** Begin Supplied data **

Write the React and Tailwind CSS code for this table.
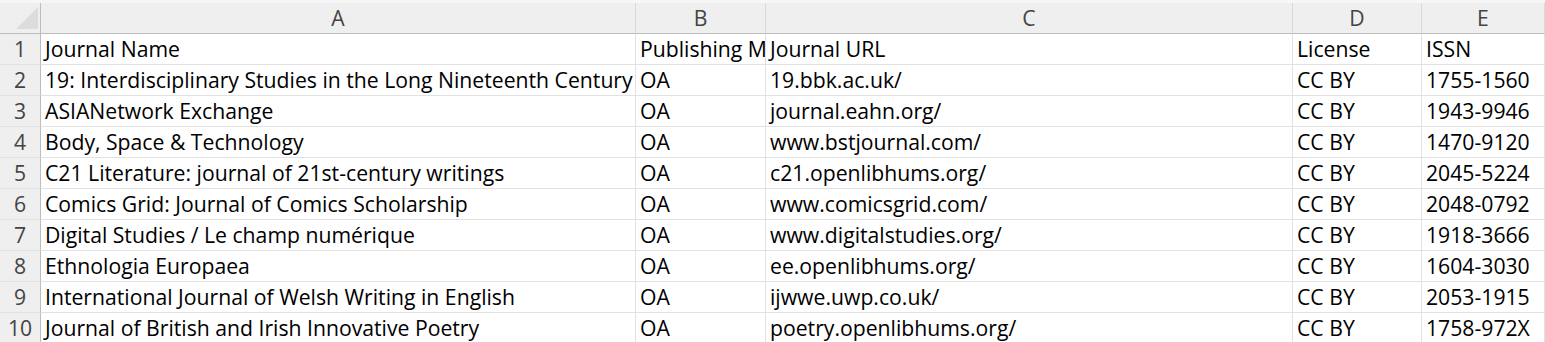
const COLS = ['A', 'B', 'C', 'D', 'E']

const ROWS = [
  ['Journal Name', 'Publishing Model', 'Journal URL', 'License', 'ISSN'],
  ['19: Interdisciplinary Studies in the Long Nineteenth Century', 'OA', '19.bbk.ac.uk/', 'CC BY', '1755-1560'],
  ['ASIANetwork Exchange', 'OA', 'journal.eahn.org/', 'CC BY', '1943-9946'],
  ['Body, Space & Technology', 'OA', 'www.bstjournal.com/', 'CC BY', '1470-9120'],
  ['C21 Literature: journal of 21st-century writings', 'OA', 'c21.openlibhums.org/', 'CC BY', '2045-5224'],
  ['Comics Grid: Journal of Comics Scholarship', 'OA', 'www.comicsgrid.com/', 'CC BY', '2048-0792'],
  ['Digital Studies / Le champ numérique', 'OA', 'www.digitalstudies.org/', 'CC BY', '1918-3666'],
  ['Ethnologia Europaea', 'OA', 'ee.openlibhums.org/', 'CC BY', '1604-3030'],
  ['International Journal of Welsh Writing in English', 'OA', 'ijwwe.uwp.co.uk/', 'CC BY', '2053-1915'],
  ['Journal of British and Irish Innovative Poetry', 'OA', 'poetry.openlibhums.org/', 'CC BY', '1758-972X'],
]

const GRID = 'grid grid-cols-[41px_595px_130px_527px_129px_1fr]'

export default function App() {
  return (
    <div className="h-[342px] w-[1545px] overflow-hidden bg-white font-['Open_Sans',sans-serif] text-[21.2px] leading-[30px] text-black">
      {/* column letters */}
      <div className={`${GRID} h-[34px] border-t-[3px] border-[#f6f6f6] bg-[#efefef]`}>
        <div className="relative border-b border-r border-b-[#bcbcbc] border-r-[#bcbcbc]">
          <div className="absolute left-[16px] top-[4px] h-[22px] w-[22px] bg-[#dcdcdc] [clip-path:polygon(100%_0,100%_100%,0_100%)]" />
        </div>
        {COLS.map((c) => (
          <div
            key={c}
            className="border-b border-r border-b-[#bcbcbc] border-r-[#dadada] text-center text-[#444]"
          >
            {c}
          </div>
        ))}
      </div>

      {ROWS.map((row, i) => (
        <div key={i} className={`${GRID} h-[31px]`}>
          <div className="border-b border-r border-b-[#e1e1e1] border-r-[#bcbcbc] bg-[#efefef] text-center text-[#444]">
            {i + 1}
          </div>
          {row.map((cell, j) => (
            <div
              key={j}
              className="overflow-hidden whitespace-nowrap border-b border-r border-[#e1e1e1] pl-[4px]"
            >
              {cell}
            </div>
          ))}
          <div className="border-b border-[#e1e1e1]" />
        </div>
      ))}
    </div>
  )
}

** End Supplied data **
** Begin Supplied data **

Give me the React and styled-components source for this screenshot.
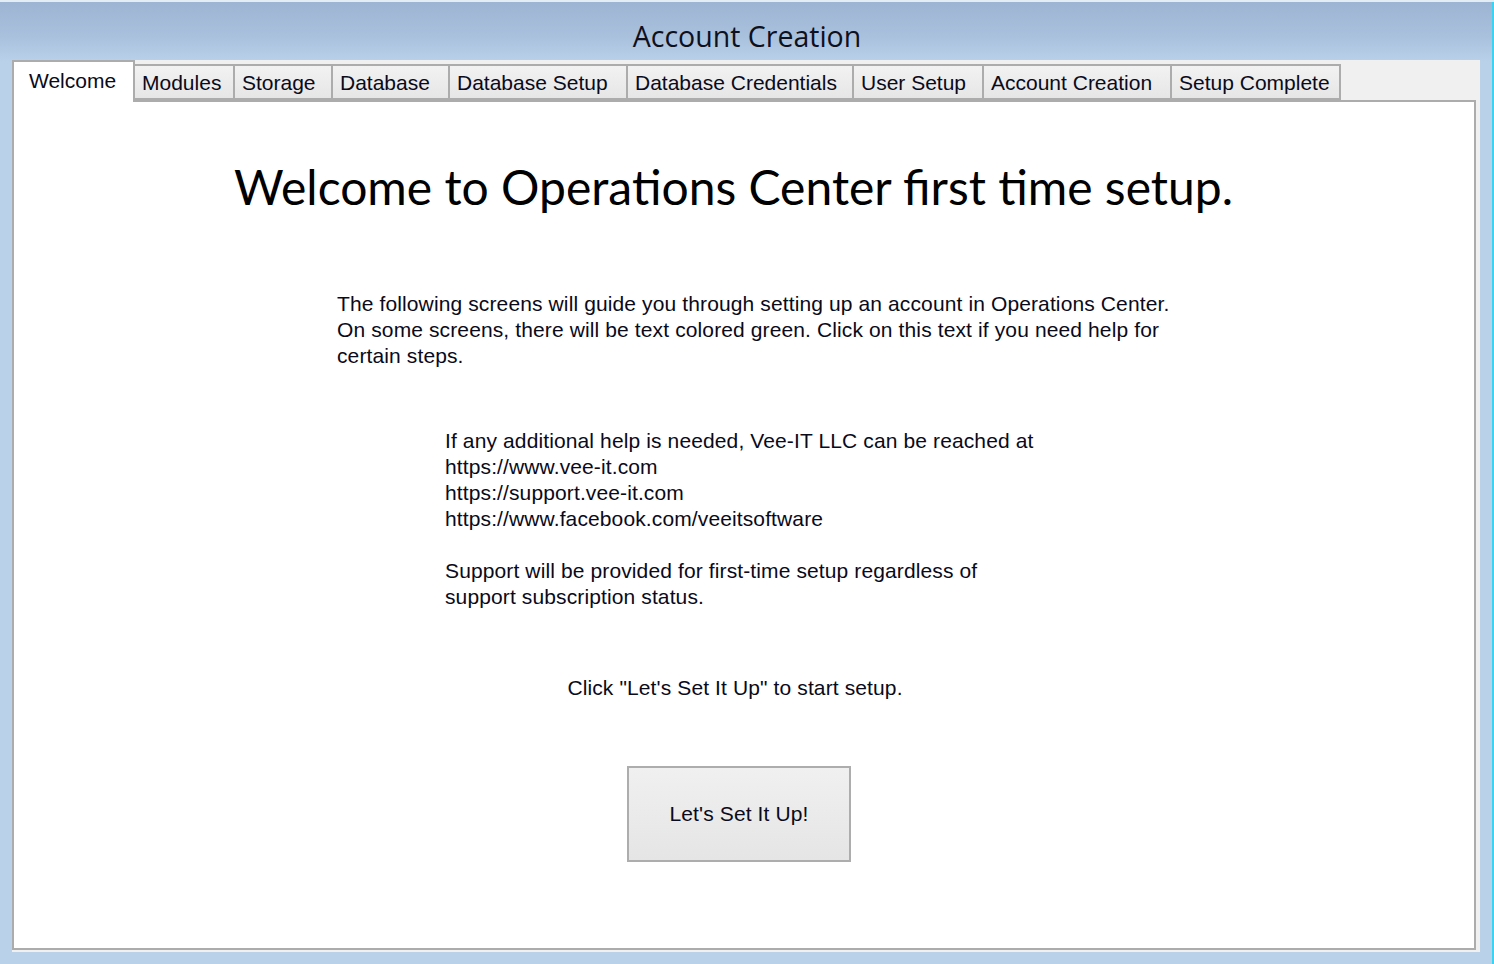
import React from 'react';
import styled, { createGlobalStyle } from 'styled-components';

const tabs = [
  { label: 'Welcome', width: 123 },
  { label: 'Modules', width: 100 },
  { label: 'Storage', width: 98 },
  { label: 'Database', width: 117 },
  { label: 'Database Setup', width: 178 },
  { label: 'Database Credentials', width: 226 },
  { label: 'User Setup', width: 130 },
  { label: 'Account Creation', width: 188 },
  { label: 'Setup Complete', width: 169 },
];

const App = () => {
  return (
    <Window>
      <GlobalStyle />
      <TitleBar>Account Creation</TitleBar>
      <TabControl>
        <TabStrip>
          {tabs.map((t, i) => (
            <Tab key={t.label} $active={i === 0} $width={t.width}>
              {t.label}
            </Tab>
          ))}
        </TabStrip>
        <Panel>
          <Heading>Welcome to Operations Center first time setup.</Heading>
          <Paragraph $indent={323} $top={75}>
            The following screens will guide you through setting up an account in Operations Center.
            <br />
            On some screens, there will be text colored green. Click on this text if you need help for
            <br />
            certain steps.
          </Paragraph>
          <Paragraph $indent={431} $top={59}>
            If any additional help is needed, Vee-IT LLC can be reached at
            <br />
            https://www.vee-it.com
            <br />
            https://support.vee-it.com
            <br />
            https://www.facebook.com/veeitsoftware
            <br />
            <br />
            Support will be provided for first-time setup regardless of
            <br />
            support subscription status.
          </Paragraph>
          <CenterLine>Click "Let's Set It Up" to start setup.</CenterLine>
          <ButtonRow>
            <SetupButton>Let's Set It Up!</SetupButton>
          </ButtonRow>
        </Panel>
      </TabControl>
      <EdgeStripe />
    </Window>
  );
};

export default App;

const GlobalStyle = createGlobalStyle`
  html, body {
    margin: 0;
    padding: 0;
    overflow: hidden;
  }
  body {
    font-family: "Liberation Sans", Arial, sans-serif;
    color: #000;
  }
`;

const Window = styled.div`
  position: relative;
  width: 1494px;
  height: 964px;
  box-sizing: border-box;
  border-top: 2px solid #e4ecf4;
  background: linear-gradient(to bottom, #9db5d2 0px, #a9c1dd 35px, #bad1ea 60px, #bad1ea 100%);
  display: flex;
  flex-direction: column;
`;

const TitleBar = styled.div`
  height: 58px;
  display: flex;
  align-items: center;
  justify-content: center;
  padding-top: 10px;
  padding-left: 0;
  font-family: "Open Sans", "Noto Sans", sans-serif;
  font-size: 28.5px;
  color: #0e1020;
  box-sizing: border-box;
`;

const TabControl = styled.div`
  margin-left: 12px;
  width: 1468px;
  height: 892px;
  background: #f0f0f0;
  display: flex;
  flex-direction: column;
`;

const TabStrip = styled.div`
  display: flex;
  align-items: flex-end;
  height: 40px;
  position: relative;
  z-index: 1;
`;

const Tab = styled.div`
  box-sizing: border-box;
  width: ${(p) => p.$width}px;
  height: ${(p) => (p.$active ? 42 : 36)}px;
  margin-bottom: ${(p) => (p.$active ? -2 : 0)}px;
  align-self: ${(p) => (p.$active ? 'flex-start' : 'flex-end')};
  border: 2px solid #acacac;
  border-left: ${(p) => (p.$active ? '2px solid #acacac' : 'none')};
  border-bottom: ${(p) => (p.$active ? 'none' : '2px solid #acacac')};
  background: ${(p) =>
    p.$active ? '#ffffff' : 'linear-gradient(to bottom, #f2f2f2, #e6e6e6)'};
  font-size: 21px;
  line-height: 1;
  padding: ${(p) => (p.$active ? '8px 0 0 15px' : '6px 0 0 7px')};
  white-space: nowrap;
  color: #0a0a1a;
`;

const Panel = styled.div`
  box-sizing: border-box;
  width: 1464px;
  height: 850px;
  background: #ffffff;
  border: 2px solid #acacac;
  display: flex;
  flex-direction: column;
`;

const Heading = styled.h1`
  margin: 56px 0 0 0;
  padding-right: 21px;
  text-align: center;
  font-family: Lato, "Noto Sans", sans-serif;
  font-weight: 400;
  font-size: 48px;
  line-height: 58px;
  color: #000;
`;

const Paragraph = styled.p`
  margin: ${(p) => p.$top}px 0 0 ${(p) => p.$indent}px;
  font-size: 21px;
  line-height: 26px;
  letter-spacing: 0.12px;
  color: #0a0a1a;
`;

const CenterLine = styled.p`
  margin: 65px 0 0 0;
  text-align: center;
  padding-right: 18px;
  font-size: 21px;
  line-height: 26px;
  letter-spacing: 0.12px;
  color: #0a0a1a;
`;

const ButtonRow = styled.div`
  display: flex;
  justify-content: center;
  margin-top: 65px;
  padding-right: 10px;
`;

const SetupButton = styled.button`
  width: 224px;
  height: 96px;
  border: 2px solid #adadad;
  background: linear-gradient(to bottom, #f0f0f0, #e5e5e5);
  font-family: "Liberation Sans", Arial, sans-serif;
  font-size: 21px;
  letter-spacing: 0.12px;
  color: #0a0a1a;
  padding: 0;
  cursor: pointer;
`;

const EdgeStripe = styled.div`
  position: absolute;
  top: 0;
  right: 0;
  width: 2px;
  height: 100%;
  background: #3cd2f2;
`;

** End Supplied data **

- _What you will do_: Starting at the line that contains "Write the React" and stopping after the line that contains "const COLS = ['A', 'B', 'C', 'D', 'E']", copy every line exactly. Leave any pictures behind.

- _Exercise answer_:
Write the React and Tailwind CSS code for this table.
const COLS = ['A', 'B', 'C', 'D', 'E']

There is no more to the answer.